Both cases sound a reminder for landlords, after almost a decade of the Scottish secure tenancy (SST) regime, that the law is not standing still. Todd provides probably the clearest clarion call. It has long been widely thought that fault must be established on the part of the landlord before liability can attach; hence, the general need for notification of a defect. Todd clarifies that this is not the case, at least in relation to defects that pre-date the tenancy. Landlords must rely entirely on preventative measures by providing as stringent pre-litigation inspections as they are able to so do.

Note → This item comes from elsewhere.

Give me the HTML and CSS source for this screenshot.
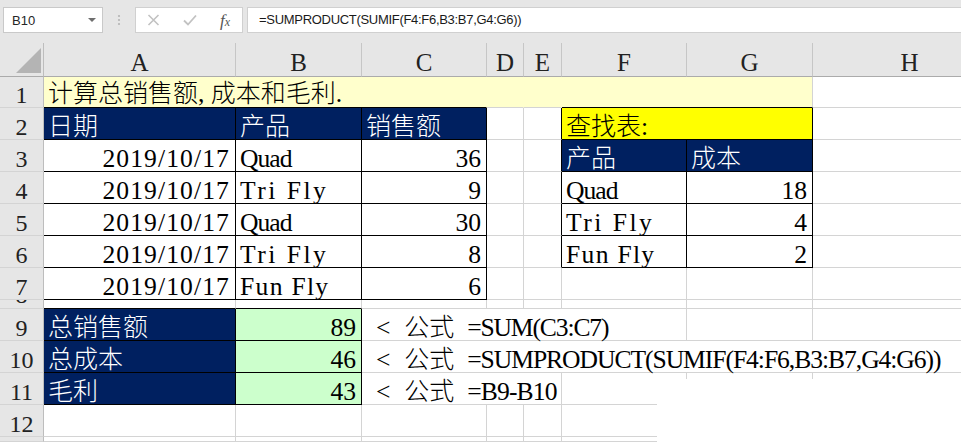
FILE: index.html
```html
<!DOCTYPE html>
<html>
<head>
<meta charset="utf-8">
<link rel="stylesheet" href="styles.css">
</head>
<body>
<div class="app">
  <div class="fbar">
    <div class="namebox"><span>B10</span><span class="dd"></span></div>
    <div class="grip"><svg width="4" height="12" viewBox="0 0 4 12"><circle cx="2" cy="2" r="1.1" fill="#b5b5b5"/><circle cx="2" cy="6" r="1.1" fill="#b5b5b5"/><circle cx="2" cy="10" r="1.1" fill="#b5b5b5"/></svg></div>
    <div class="btns">
      <svg class="ic" width="13" height="12" viewBox="0 0 13 12"><path d="M1.5 1 L11.5 11 M11.5 1 L1.5 11" stroke="#c2c2c2" stroke-width="1.6" fill="none"/></svg>
      <svg class="ic ok" width="14" height="12" viewBox="0 0 14 12"><path d="M1 6.5 L5 10.5 L13 1.5" stroke="#c2c2c2" stroke-width="1.8" fill="none"/></svg>
      <span class="fx"><i>f</i><span class="fxx">x</span></span>
    </div>
    <div class="finput">=SUMPRODUCT(SUMIF(F4:F6,B3:B7,G4:G6))</div>
  </div>

  <div class="sheet">
    <!-- column headers -->
    <div class="corner"><svg width="25" height="25" viewBox="0 0 25 25"><polygon points="25,0 25,25 0,25" fill="#b4b4b4"/></svg></div>
    <div class="ch">A</div><div class="ch">B</div><div class="ch">C</div><div class="ch">D</div><div class="ch">E</div><div class="ch">F</div><div class="ch">G</div><div class="ch">H</div>

    <!-- row 1 -->
    <div class="rh r1">1</div>
    <div class="c ly r1 span3 nb kb"><span class="j">计算总销售额</span><span class="hw">,</span><span class="j">成本和毛利</span><span class="hw">.</span></div>
    <div class="c ly r1 nb"></div>
    <div class="c ly r1 nb"></div>
    <div class="c ly r1 span2 kb"></div>
    <div class="c r1"></div>

    <!-- row 2 -->
    <div class="rh">2</div>
    <div class="c nv kr kb"><span class="j">日期</span></div>
    <div class="c nv kr kb"><span class="j">产品</span></div>
    <div class="c nv kr kb"><span class="j">销售额</span></div>
    <div class="c"></div>
    <div class="c kr"></div>
    <div class="c yl span2 kr kb"><span class="j">查找表</span><span class="hw">:</span></div>
    <div class="c"></div>

    <!-- row 3 -->
    <div class="rh">3</div>
    <div class="c num dt kr kb">2019/10/17</div>
    <div class="c qd kr kb">Quad</div>
    <div class="c num kr kb">36</div>
    <div class="c"></div>
    <div class="c kr"></div>
    <div class="c nv kr kb"><span class="j">产品</span></div>
    <div class="c nv kr kb"><span class="j">成本</span></div>
    <div class="c"></div>

    <!-- row 4 -->
    <div class="rh">4</div>
    <div class="c num dt kr kb">2019/10/17</div>
    <div class="c tf kr kb">Tri Fly</div>
    <div class="c num kr kb">9</div>
    <div class="c"></div>
    <div class="c kr"></div>
    <div class="c qd kr kb">Quad</div>
    <div class="c num kr kb">18</div>
    <div class="c"></div>

    <!-- row 5 -->
    <div class="rh">5</div>
    <div class="c num dt kr kb">2019/10/17</div>
    <div class="c qd kr kb">Quad</div>
    <div class="c num kr kb">30</div>
    <div class="c"></div>
    <div class="c kr"></div>
    <div class="c tf kr kb">Tri Fly</div>
    <div class="c num kr kb">4</div>
    <div class="c"></div>

    <!-- row 6 -->
    <div class="rh">6</div>
    <div class="c num dt kr kb">2019/10/17</div>
    <div class="c tf kr kb">Tri Fly</div>
    <div class="c num kr kb">8</div>
    <div class="c"></div>
    <div class="c kr"></div>
    <div class="c ff kr kb">Fun Fly</div>
    <div class="c num kr kb">2</div>
    <div class="c"></div>

    <!-- row 7 -->
    <div class="rh">7</div>
    <div class="c num dt kr kb">2019/10/17</div>
    <div class="c ff kr kb">Fun Fly</div>
    <div class="c num kr kb">6</div>
    <div class="c"></div>
    <div class="c"></div>
    <div class="c"></div>
    <div class="c"></div>
    <div class="c"></div>

    <!-- row 8 (nearly hidden) -->
    <div class="rh s clip"><div class="clip8">8</div></div>
    <div class="c s kb"></div>
    <div class="c s kb"></div>
    <div class="c s"></div>
    <div class="c s"></div>
    <div class="c s"></div>
    <div class="c s"></div>
    <div class="c s"></div>
    <div class="c s"></div>

    <!-- row 9 -->
    <div class="rh">9</div>
    <div class="c nv kr kb"><span class="j">总销售额</span></div>
    <div class="c gr num kr kb">89</div>
    <div class="c span4"><span class="lead"> &lt; </span><span class="j">公式</span><span class="sp"> </span><span class="f9">=SUM(C3:C7)</span></div>
    <div class="c"></div>
    <div class="c"></div>

    <!-- row 10 -->
    <div class="rh">10</div>
    <div class="c nv kr kb"><span class="j">总成本</span></div>
    <div class="c gr num kr kb">46</div>
    <div class="c span6"><span class="lead"> &lt; </span><span class="j">公式</span><span class="sp"> </span><span class="f10">=SUMPRODUCT(SUMIF(F4:F6,B3:B7,G4:G6))</span></div>

    <!-- row 11 -->
    <div class="rh">11</div>
    <div class="c nv kr kb"><span class="j">毛利</span></div>
    <div class="c gr num kr kb">43</div>
    <div class="c span3"><span class="lead"> &lt; </span><span class="j">公式</span><span class="sp"> </span><span class="f11">=B9-B10</span></div>
    <div class="c"></div>
    <div class="c"></div>
    <div class="c"></div>

    <!-- row 12 -->
    <div class="rh">12</div>
    <div class="c"></div><div class="c"></div><div class="c"></div><div class="c"></div>
    <div class="c"></div><div class="c"></div><div class="c"></div><div class="c"></div>

    <!-- row 13 (cut) -->
    <div class="rh s"></div>
    <div class="c s"></div><div class="c s"></div><div class="c s"></div><div class="c s"></div>
    <div class="c s"></div><div class="c s"></div><div class="c s"></div><div class="c s"></div>
  </div>

  <div class="mask"></div>
</div>
</body>
</html>
```

FILE: styles.css
```css
html, body {
  margin: 0;
  padding: 0;
  background: #ffffff;
}

.app {
  position: relative;
  width: 961px;
  height: 442px;
  overflow: hidden;
  background: #ffffff;
}

/* ---------- formula bar ---------- */
.fbar {
  display: flex;
  align-items: flex-start;
  height: 43px;
  box-sizing: border-box;
  padding: 7px 0 0 3px;
  background: #e6e6e6;
}

.namebox {
  width: 100px;
  height: 26px;
  box-sizing: border-box;
  border: 1px solid #c9c9c9;
  background: #ffffff;
  display: flex;
  align-items: center;
  justify-content: space-between;
  padding: 0 6px 0 8px;
  font: 13px "Liberation Sans", Arial, sans-serif;
  color: #262626;
}

.dd {
  width: 0;
  height: 0;
  border-left: 4px solid transparent;
  border-right: 4px solid transparent;
  border-top: 4px solid #6e6e6e;
}

.grip {
  width: 32px;
  height: 26px;
  display: flex;
  align-items: center;
  justify-content: center;
}

.btns {
  width: 108px;
  height: 26px;
  box-sizing: border-box;
  border: 1px solid #d0d0d0;
  background: #ffffff;
  display: flex;
  align-items: center;
  padding-left: 11px;
}

.ic {
  display: block;
}

.ok {
  margin-left: 23px;
}

.fx {
  margin-left: 23px;
  font-family: "Liberation Serif", serif;
  font-size: 17px;
  color: #555555;
  line-height: 1;
}

.fx i {
  font-style: italic;
}

.fxx {
  font-style: italic;
  font-size: 12px;
}

.finput {
  flex: 1;
  margin-left: 4px;
  height: 26px;
  box-sizing: border-box;
  border: 1px solid #d0d0d0;
  border-right: none;
  background: #ffffff;
  padding-left: 11px;
  font: 13px "Liberation Sans", Arial, sans-serif;
  letter-spacing: -0.3px;
  line-height: 24px;
  color: #1a1a1a;
  white-space: nowrap;
}

/* ---------- sheet ---------- */
.sheet {
  display: grid;
  grid-template-columns: 44px 192px 126px 125px 37px 38px 125px 126px 194px;
  grid-template-rows: 34px 31px repeat(6, 32px) 9px repeat(4, 32px) 5px;
  background: #ffffff;
}

.corner {
  background: #e6e6e6;
  box-sizing: border-box;
  border-right: 1px solid #bdbdbd;
  border-bottom: 1px solid #ababab;
  padding: 5px 0 0 16px;
}

.corner svg {
  display: block;
}

.ch {
  background: #e6e6e6;
  box-sizing: border-box;
  border-right: 1px solid #c6c6c6;
  border-bottom: 1px solid #ababab;
  text-align: center;
  font-family: "Liberation Serif", serif;
  font-size: 25px;
  line-height: 27px;
  padding-top: 6px;
  color: #222222;
}

.rh {
  background: #e6e6e6;
  box-sizing: border-box;
  border-right: 1px solid #bdbdbd;
  border-bottom: 1px solid #d4d4d4;
  text-align: center;
  font-family: "Liberation Serif", serif;
  font-size: 24px;
  line-height: 24px;
  padding-top: 7px;
  color: #222222;
}

.rh.r1 {
  padding-top: 6px;
}

.rh.clip {
  overflow: hidden;
}

.clip8 {
  margin-top: -17px;
}

.c {
  box-sizing: border-box;
  border-right: 1px solid #d4d4d4;
  border-bottom: 1px solid #d4d4d4;
  white-space: pre;
  padding: 6px 4px 0 4px;
  line-height: 25px;
  font-family: "Liberation Serif", "Noto Sans CJK SC", serif;
  font-size: 25.6px;
  color: #000000;
}

.c.r1 {
  padding-top: 3px;
  line-height: 27px;
}

.c.s,
.rh.s {
  padding: 0;
}

.j {
  font-family: "Noto Sans CJK SC", "Noto Sans CJK JP", sans-serif;
  font-size: 25px;
  font-weight: 300;
  letter-spacing: 0;
  line-height: 0;
}

.hw {
  letter-spacing: 6.4px;
}

.lead {
  letter-spacing: 3.7px;
}

.sp {
  letter-spacing: 6.4px;
}

.f9 {
  letter-spacing: -1.15px;
}

.f10 {
  letter-spacing: -1.05px;
}

.f11 {
  letter-spacing: -0.85px;
}

.dt {
  letter-spacing: 1.1px;
}

.qd {
  letter-spacing: -1px;
}

.tf {
  letter-spacing: 2.5px;
}

.ff {
  letter-spacing: 1.3px;
}

.num {
  text-align: right;
  padding-right: 5px;
}

.kr {
  border-right-color: #000000;
}

.kb {
  border-bottom-color: #000000;
}

.nb {
  border-right-color: #ffffcc;
}

.ly {
  background: #ffffcc;
}

.nv {
  background: #002060;
  color: #ffffff;
}

.yl {
  background: #ffff00;
}

.gr {
  background: #ccffcc;
}

.span2 { grid-column: span 2; }
.span3 { grid-column: span 3; }
.span4 { grid-column: span 4; }
.span6 { grid-column: span 6; }

.mask {
  position: absolute;
  left: 657px;
  top: 379px;
  right: 0;
  bottom: 0;
  background: #ffffff;
}
```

Kirkham provided a welcome clarification of both common areas, and the steps required to comply with the SST agreement in relation to unshared exterior property. However, whether anything further is required is unclear. The Act requires landlords to take reasonable care but, as reasonableness is often determined with reference to what is done by similar persons, its definition can change over time. Thus, it would seem advisable for other landlords to ensure that housing officers operate a similar “ad-hoc” system as the Defender here, by at least checking the surrounding area when inspecting reported defects.

Beyond that, they should have regard to practice across the sector. If pro-active exterior inspections of unshared properties become more common, or even the norm, then other landlords will be well advised to follow suit.

James Barrowman is a senior solicitor with Brodies LLP.